Caught the launch in the break-room at work while I was making my lunch. Always fun. I'm jealous of my daughter. She got to see one in FL while she was doing her college internship.

 

Been a space-freak since the Mercury missions.

Posted

I've always been an enthusiastic space nut and am awe-struck every time a mission launches.

 

of course, I get to watch them on a little different kind of video display...........

 

:wink:

Posted

Last launch I saw from north florida, just after sunset. The two solid boosters fell off and they quickly burned out. Normally that would be the end of visual tracking of the boosters -- no more rocket plume. BUT THE TWO BOOSTERS still shined as they fell lower. They were reflecting western sunlight yet appeared against a darkening eastern sky.
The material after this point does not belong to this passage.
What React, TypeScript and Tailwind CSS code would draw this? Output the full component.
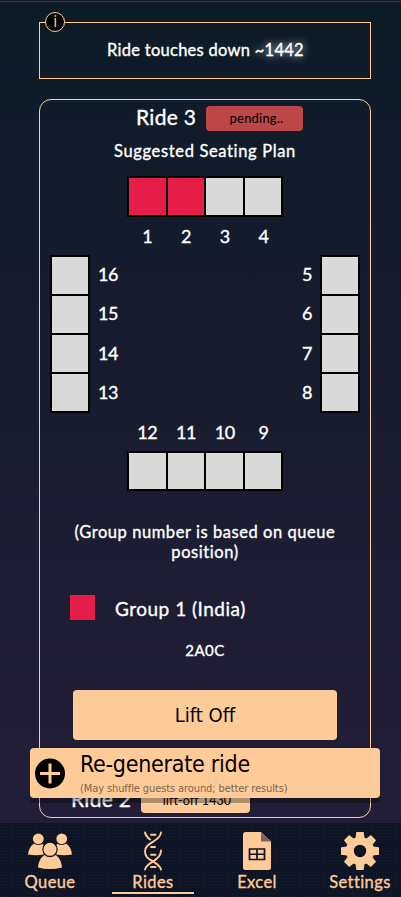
import React from "react";

const SEAT_RED = "bg-[#e71d49]";
const SEAT_EMPTY = "bg-[#d9d9d9]";

function SeatRow({ seats, className }: { seats: boolean[]; className: string }) {
  return (
    <div className={`flex gap-[2px] bg-black p-[2px] ${className}`}>
      {seats.map((taken, i) => (
        <div key={i} className={`flex-1 ${taken ? SEAT_RED : SEAT_EMPTY}`} />
      ))}
    </div>
  );
}

function SeatNumbers({ values, className }: { values: number[]; className: string }) {
  return (
    <div className={`flex text-[18px] leading-[39px] tracking-[-0.4px] ${className}`}>
      {values.map((v) => (
        <span key={v} className="flex-1">
          {v}
        </span>
      ))}
    </div>
  );
}

function QueueIcon() {
  return (
    <svg width="44" height="37" viewBox="0 0 44 37" fill="#ffcb98">
      <circle cx="10.3" cy="5.8" r="5.4" />
      <circle cx="33.7" cy="5.8" r="5.4" />
      <path d="M0 21.5C.5 16.500 2.500 13 6 10.500Q10.300 13.500 14.500 10.800L16.500 13Q14 17 15.800 21.500Q8 23 0 21.500Z" />
      <path d="M44 21.500C43.500 16.500 41.500 13 38 10.500Q33.700 13.500 29.500 10.800L27.500 13Q30 17 28.200 21.500Q36 23 44 21.500Z" />
      <circle cx="22" cy="16.300" r="7.700" fill="#0e1424" />
      <circle cx="22" cy="16.300" r="6.500" />
      <path d="M10 34.500C10.500 29 12.500 24.500 16.500 22Q22 26.500 27.500 22C31.500 24.500 33.500 29 34 34.500Q22 37.500 10 34.500Z" />
    </svg>
  );
}

function RidesIcon() {
  return (
    <svg width="18" height="40" viewBox="0 0 18 40" fill="none" stroke="#ffcb98" strokeWidth="1.900" strokeLinecap="round">
      <path d="M1 1.500C1.500 4.500 3.500 6.500 6 8.500" />
      <path d="M17 1.500C16 11 1 11 1 20.500C1 26 5 28 9 30.500C13 33 16 34.500 17 38.500" />
      <path d="M17 19.500C17 25 13 28 9 30.500C5 33 2 34.500 1 38.500" />
      <path d="M7 3.700H11.500M7 16H11M7 23.700H11.500M7 36H11.500" />
    </svg>
  );
}

function ExcelIcon() {
  return (
    <svg width="28" height="38" viewBox="0 0 28 38">
      <path d="M2.500 0H18L28 9.500V35.500Q28 38 25.500 38H2.500Q0 38 0 35.500V2.500Q0 0 2.500 0Z" fill="#ffcb98" />
      <path d="M18 0V9.500H28Z" fill="#7b6455" />
      <path d="M6.500 17H21.500V27.500H6.500ZM6.500 22.250H21.500M14 17V27.500" fill="none" stroke="#0e1424" strokeWidth="1.700" />
    </svg>
  );
}

function SettingsIcon() {
  return (
    <svg width="38" height="38" viewBox="0 0 38 38" fill="#ffcb98">
      {[0, 45, 90, 135, 180, 225, 270, 315].map((a) => (
        <path key={a} d="M14.300 8L15.300 0H22.700L23.700 8Z" transform={`rotate(${a} 19 19)`} />
      ))}
      <circle cx="19" cy="19" r="14" />
      <circle cx="19" cy="19" r="6.200" fill="#0e1424" />
    </svg>
  );
}

function NavItem({ label, active, className, children }: { label: string; active?: boolean; className: string; children: React.ReactNode }) {
  return (
    <div className={`flex shrink-0 flex-col items-center ${className}`}>
      <div className="flex h-[48px] items-center pt-[8px]">{children}</div>
      <span className="h-[20px] text-[16.5px] leading-[22px] tracking-[0.4px] whitespace-nowrap">{label}</span>
      {active && <div className="mt-[1px] h-[2px] w-[82px] bg-[#ffcb98]" />}
    </div>
  );
}

export default function App() {
  return (
    <div className="relative h-[897px] w-[401px] overflow-hidden bg-linear-to-b from-[#0d1b27] via-[#1a1c30] to-[#251e3a] pt-[22px] text-center font-[Lato,sans-serif] text-white [-webkit-text-stroke:0.35px_currentColor]">
      <div className="absolute inset-x-0 top-0 h-[2px] border-b border-[#3b3840] bg-[#17181d]" />
      <div className="relative ml-[39px] flex h-[57px] w-[332px] items-center justify-center border border-[#ffcb98] text-[16.5px] tracking-[0.27px]">
        <div className="absolute -top-[11px] left-[5px] flex size-[20px] items-center justify-center rounded-full border border-[#ffcb98] bg-black pl-[1px] font-['DejaVu_Sans_Condensed',sans-serif] text-[16px] text-[#ffcb98] [-webkit-text-stroke:0]">
          i
        </div>
        <p className="pl-[1px]">
          Ride touches down <span className="[text-shadow:0_0_8px_#fff]">~1442</span>
        </p>
      </div>
      <div className="mt-[20px] ml-[39px] h-[719px] w-[332px] rounded-[12px] border border-[#ffcb98]">
        <div className="flex h-[37px] gap-[10px] pt-[6px] pl-[96px]">
          <h2 className="w-[60px] text-[21px] leading-[22px] tracking-[0.3px] whitespace-nowrap">Ride 3</h2>
          <div className="h-[25px] w-[97px] rounded-[4px] bg-[#bd4748] pl-[4px] text-[13px] leading-[25px] tracking-[0.2px] text-black [-webkit-text-stroke:0]">pending..</div>
        </div>
        <p className="h-[39px] text-[16.5px] leading-[28px] tracking-[0.65px]">Suggested Seating Plan</p>
        <SeatRow seats={[true, true, false, false]} className="ml-[87px] h-[41px] w-[156px]" />
        <SeatNumbers values={[1, 2, 3, 4]} className="ml-[88px] h-[38px] w-[155px]" />
        <div className="flex h-[158px] justify-between px-[10px]">
          <div className="flex gap-[8px]">
            <SeatRow seats={[false, false, false, false]} className="w-[40px] flex-col" />
            <SeatNumbers values={[16, 15, 14, 13]} className="flex-col pb-[1px]" />
          </div>
          <div className="flex gap-[8px]">
            <SeatNumbers values={[5, 6, 7, 8]} className="flex-col pb-[1px]" />
            <SeatRow seats={[false, false, false, false]} className="w-[40px] flex-col" />
          </div>
        </div>
        <SeatNumbers values={[12, 11, 10, 9]} className="ml-[88px] h-[38px] w-[155px]" />
        <SeatRow seats={[false, false, false, false]} className="ml-[87px] h-[40px] w-[156px]" />
        <p className="mt-[31px] text-[16.5px] leading-[20px] tracking-[0.56px]">
          (Group number is based on queue
          <br />
          position)
        </p>
        <div className="mt-[33px] flex h-[25px] gap-[20px] pl-[30px]">
          <div className="size-[25px] bg-[#e71d49]" />
          <span className="text-[19px] leading-[28px] tracking-[0.5px]">Group 1 (India)</span>
        </div>
        <p className="mt-[20px] text-[15px] leading-[20px] tracking-[0.5px]">2A0C</p>
        <button className="mt-[30px] ml-[33px] block h-[50px] w-[264px] rounded-[4px] bg-[#ffcb98] font-['DejaVu_Sans_Condensed',sans-serif] text-[20px] text-black [-webkit-text-stroke:0]">
          Lift Off
        </button>
        <div className="mt-[48px] flex h-[25px] gap-[10px] pl-[31px]">
          <h2 className="w-[60px] text-[21px] leading-[21px] tracking-[0.3px] whitespace-nowrap">Ride 2</h2>
          <div className="h-[25px] w-[109px] rounded-[4px] bg-[#ffcb98] pl-[3px] text-[12.5px] leading-[25px] tracking-[0.1px] text-black [-webkit-text-stroke:0]">lift-off 1430</div>
        </div>
      </div>

      <div className="absolute top-[748px] left-[30px] flex h-[50px] w-[350px] rounded-[4px] bg-[#ffcb98] pl-[5px] text-left font-['DejaVu_Sans_Condensed',sans-serif] text-black shadow-[0_5px_0_rgba(0,0,0,0.3)] [-webkit-text-stroke:0]">
        <svg className="mt-[10px]" width="31" height="31" viewBox="0 0 31 31">
          <circle cx="15" cy="15.500" r="15" />
          <path d="M15 5.500V25.500M5 15.500H25" stroke="#ffcb98" strokeWidth="3" />
        </svg>
        <div className="ml-[14px] flex flex-col whitespace-nowrap">
          <span className="text-[23px] leading-[32px] tracking-[-0.25px]">Re-generate ride</span>
          <span className="text-[11px] leading-[17px] tracking-[-0.1px] text-[#7d644d]">(May shuffle guests around; better results)</span>
        </div>
      </div>

      <nav className="absolute inset-x-0 bottom-0 flex h-[74px] bg-[#0e1424] bg-[radial-gradient(#142033_0.8px,transparent_0.8px)] bg-[size:3px_3px] text-[#ffcb98]">
        <NavItem label="Queue" className="ml-[8px] w-[84px]"><QueueIcon /></NavItem>
        <NavItem label="Rides" active className="ml-[20px] w-[82px]"><RidesIcon /></NavItem>
        <NavItem label="Excel" className="ml-[21px] w-[84px]"><ExcelIcon /></NavItem>
        <NavItem label="Settings" className="ml-[19px] w-[84px]"><SettingsIcon /></NavItem>
      </nav>
    </div>
  );
}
The sun was down where I was, but not at the altitude of booster seperation, even though the boosters were farther east over the ocean. As the boosters fell, they finally got low enough so the sun was below the horizon as seen from their height, and they went out of view first one, then the other shortly after -- slightly different rate of descent there. The *tiny* little plume of the shuttle liquid rocket of course was still visible continuing further away.

 

No combat flight sim yet has modelled the spherical Earth. This is a good example of what you would see if the Devs figured out how to model the air warfare environment. Granted, in this case, not much air combat at those altitudes except maybe B-70s and MiG-25s I guess. I dunno, what altitude do the boosters pop off?

Posted

Many, many miles. I forget exactly. This launch sucked from a local perspective...very hazy and lots of light cloud obscured the view. :sad:

Of course the feed on NASA TV looked 100x better!